[START]

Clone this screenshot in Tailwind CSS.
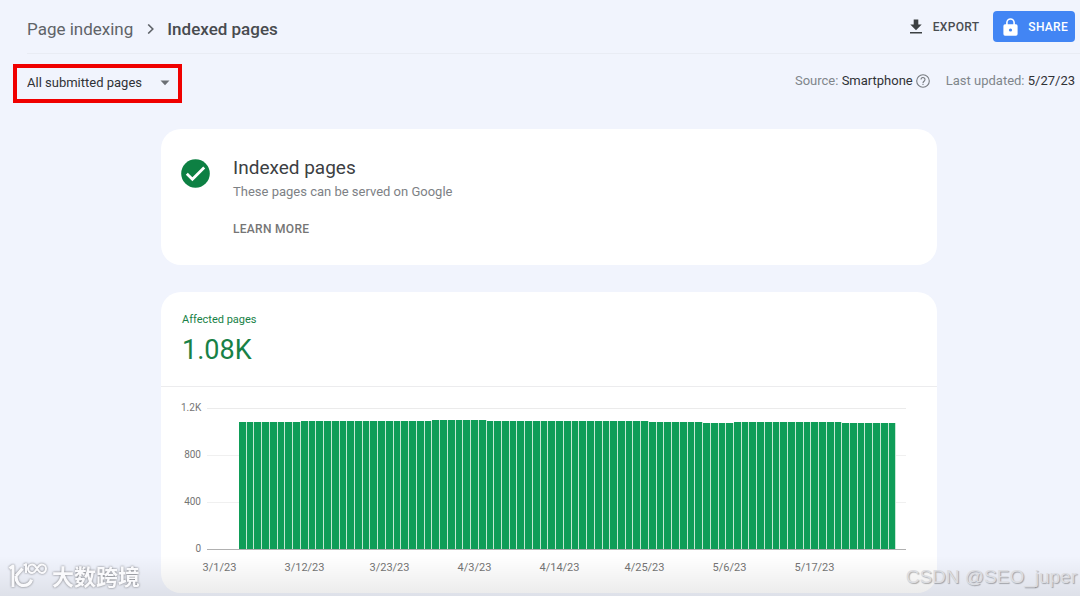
<!DOCTYPE html>
<html lang="en">
<head>
    <meta charset="UTF-8">
    <meta name="viewport" content="width=device-width, initial-scale=1.0">
    <title>Page indexing - Indexed pages</title>
    <script src="https://cdn.jsdelivr.net/npm/@tailwindcss/browser@4"></script>
</head>
<body class="relative min-h-screen overflow-x-hidden bg-[#f1f4fd] font-[Roboto,sans-serif] text-[#3c4043]">

    <!-- Header -->
    <header class="flex items-center justify-between h-[54px] ml-[27px] border-b border-[#e9ecf4] pr-[5px]">
        <nav aria-label="Breadcrumb" class="flex items-center pt-1 text-[17px] leading-6">
            <a href="#" class="text-[#5f6368]">Page indexing</a>
            <svg class="w-[10px] h-[10px] mx-3" viewBox="0 0 10 10" fill="none" stroke="#5f6368" stroke-width="1.6" aria-hidden="true"><path d="M3.200 0.5 7.800 5 3.200 9.5"/></svg>
            <span class="font-medium text-[#484b4f]">Indexed pages</span>
        </nav>

        <div class="flex items-center text-[12px] font-medium tracking-wide">
            <button type="button" class="flex items-center gap-[10px] mr-[14px] text-[#4a4d51]">
                <svg class="w-[14px] h-4" viewBox="0 0 13 16" fill="#3c4043" aria-hidden="true"><path d="M4.2 0.5h4.6v5h3.4L6.5 11.2 0.8 5.5h3.4zM0.5 13h12v1.6H0.5z"/></svg>
                EXPORT
            </button>
            <button type="button" class="flex items-center gap-[10px] h-[31px] pl-[10px] pr-[7px] text-white bg-[#4285f4] rounded-sm">
                <svg class="w-[15px] h-[18px]" viewBox="0 0 15 18" aria-hidden="true">
                    <path d="M3.9 7.5V4.6a3.6 3.6 0 0 1 7.2 0v2.9" fill="none" stroke="#fff" stroke-width="1.6"/>
                    <path d="M2 6.3h11a1.6 1.6 0 0 1 1.6 1.6v8.2a1.6 1.6 0 0 1-1.6 1.6H2a1.6 1.6 0 0 1-1.6-1.6V7.9A1.6 1.6 0 0 1 2 6.3z" fill="#fff"/>
                    <circle cx="7.5" cy="12" r="1.6" fill="#4285f4"/>
                </svg>
                SHARE
            </button>
        </div>
    </header>

    <!-- Filter bar -->
    <div class="flex items-start justify-between pt-[10px] pl-[13px] pr-[5px] text-[13px]">
        <div class="relative border-4 border-[#f00000]">
            <label for="pageFilter" hidden>Pages</label>
            <select id="pageFilter" class="block h-[31px] w-[161px] pl-[10px] pr-8 pb-[2px] appearance-none bg-transparent text-[#303236]">
                <option>All submitted pages</option>
                <option>All known pages</option>
            </select>
            <svg class="absolute right-2 top-3 w-[10px] h-[6px] pointer-events-none" viewBox="0 0 10 6" fill="#6b6f74" aria-hidden="true"><path d="M0.5 0.5h9L5 5.3z"/></svg>
        </div>
        <div class="flex items-center pt-[7px] text-[#80868b]">
            <span>Source: <span class="text-[#303236]">Smartphone</span></span>
            <svg class="w-[14px] h-[14px] ml-[3px] mr-4" viewBox="0 0 14 14" fill="none" stroke="#777b80" stroke-width="1.1" aria-hidden="true">
                <circle cx="7" cy="7" r="6.3"/>
                <path d="M5 5.5a2 2 0 1 1 3.3 1.5C7.5 7.7 7 8 7 8.9"/>
                <path d="M7 9.8v1.2"/>
            </svg>
            <span>Last updated: <span class="text-[#303236]">5/27/23</span></span>
        </div>
    </div>

    <main class="pt-[26px] pb-[2px] pl-[18px]">
        <div class="max-w-[776px] mx-auto space-y-[27px]">

            <!-- Status card -->
            <section class="flex items-start gap-[23px] h-[136px] pt-[26px] px-5 bg-white rounded-[20px]">
                <svg class="w-[29px] h-[29px] mt-1" viewBox="0 0 29 29" aria-hidden="true">
                    <circle cx="14.5" cy="14.5" r="14.3" fill="#0d8043"/>
                    <path d="M5.8 14.8l5.6 5.5L23.2 8.6" fill="none" stroke="#fff" stroke-width="2.8"/>
                </svg>
                <div>
                    <h1 class="text-[19px] leading-[26px]">Indexed pages</h1>
                    <p class="text-[13px] leading-[22px] text-[#7d8185]">These pages can be served on Google</p>
                    <a href="#" class="inline-block mt-4 text-[12px] leading-5 font-medium tracking-wide text-[#757575]">LEARN MORE</a>
                </div>
            </section>

            <!-- Chart card -->
            <section class="pb-[17px] bg-white rounded-[20px]">
                <div class="h-[95px] px-[21px] pt-5 border-b border-[#ececee] text-[#188146]">
                    <p class="text-[11px] leading-4">Affected pages</p>
                    <p class="pt-1 text-[27px] leading-9">1.08K</p>
                </div>

                <div class="relative pt-[14px] pl-5 pr-[31px]">
                    <div class="flex flex-col justify-between h-[155px] text-[10px] leading-[14px] text-[#757575]">
                        <div class="flex items-center gap-[6px]"><span class="w-5 text-right">1.2K</span><i class="flex-1 h-px bg-[#ebebeb]"></i></div>
                        <div class="flex items-center gap-[6px]"><span class="w-5 text-right">800</span><i class="flex-1 h-px bg-[#f0f0f0]"></i></div>
                        <div class="flex items-center gap-[6px]"><span class="w-5 text-right">400</span><i class="flex-1 h-px bg-[#f0f0f0]"></i></div>
                        <div class="flex items-center gap-[6px]"><span class="w-5 text-right">0</span><i class="flex-1 h-px bg-[#b0b0b0]"></i></div>
                    </div>
                    <div id="bars" class="absolute flex items-end bottom-[7px] left-[78px] right-[41px] h-[141px]"></div>
                </div>

                <div class="grid grid-cols-8 ml-4 mr-20 pt-1 text-center text-[11px] leading-4 text-[#757575]">
                    <span>3/1/23</span>
                    <span>3/12/23</span>
                    <span>3/23/23</span>
                    <span>4/3/23</span>
                    <span>4/14/23</span>
                    <span>4/25/23</span>
                    <span>5/6/23</span>
                    <span>5/17/23</span>
                </div>
            </section>
        </div>
    </main>

    <!-- Bottom shade and watermarks -->
    <div class="absolute inset-x-0 bottom-0 h-10 pointer-events-none bg-linear-to-t from-black/8 to-transparent"></div>
    <div class="absolute bottom-[7px] left-2 flex items-center gap-1 text-[#fafafc] pointer-events-none drop-shadow-[0_0_1px_rgba(0,0,0,0.5)]">
        <svg class="w-10 h-7" viewBox="0 0 40 28" fill="none" stroke="#fafafc" stroke-linejoin="round" aria-hidden="true">
            <path d="M1.5 7.500 5 5v21" stroke-width="3"/>
            <path d="M14.500 7.500 8 15M8 15c0 6 3 9.500 7.500 9.500 4 0 7-2 8-6" stroke-width="3.200"/>
            <path d="M15.500 4.500 18 3v9" stroke-width="2"/>
            <path d="M29 7.500C27.500 5 26 3.500 24.200 3.500a4.200 4.200 0 0 0 0 8.400C26 11.900 27.500 10 29 7.500s3-4 4.800-4a4.200 4.200 0 0 1 0 8.400C32 11.900 30.500 10 29 7.500z" stroke-width="2"/>
        </svg>
        <span class="font-['Noto_Sans_CJK_SC',sans-serif] text-[22px] leading-7 font-bold" lang="zh">大数跨境</span>
    </div>
    <div class="absolute bottom-[5px] right-[3px] font-['Liberation_Sans',sans-serif] text-[19px] leading-7 text-[#dcdde1] pointer-events-none text-shadow-[1px_1px_1px_rgba(0,0,0,0.3)]">CSDN @SEO_juper</div>

    <script>
        // [number of days, indexed pages], 3/4/23 to 5/27/23
        const runs = [[8, 1081], [17, 1090], [7, 1098], [21, 1090], [7, 1081], [4, 1073], [14, 1081], [7, 1073]];
        const bars = document.getElementById('bars');

        runs.forEach(([days, pages]) => {
            for (let i = 0; i < days; i++) {
                const bar = document.createElement('div');
                bar.className = 'flex-1 bg-[#0f9d58] border-r border-[#c4e8d4]';
                bar.style.height = (pages / 1200 * 100) + '%';
                bars.appendChild(bar);
            }
        });
    </script>
</body>
</html>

[END]

### Written instruction
Please take the lines from the beginning of the data above through the line holding "min-h-screen overflow-x-hidden bg-[#f1f4fd]" and transcribe them exactly, without any pictures.

### Answer to this problem
Clone this screenshot in Tailwind CSS.
<!DOCTYPE html>
<html lang="en">
<head>
    <meta charset="UTF-8">
    <meta name="viewport" content="width=device-width, initial-scale=1.0">
    <title>Page indexing - Indexed pages</title>
    <script src="https://cdn.jsdelivr.net/npm/@tailwindcss/browser@4"></script>
</head>
<body class="relative min-h-screen overflow-x-hidden bg-[#f1f4fd] font-[Roboto,sans-serif] text-[#3c4043]">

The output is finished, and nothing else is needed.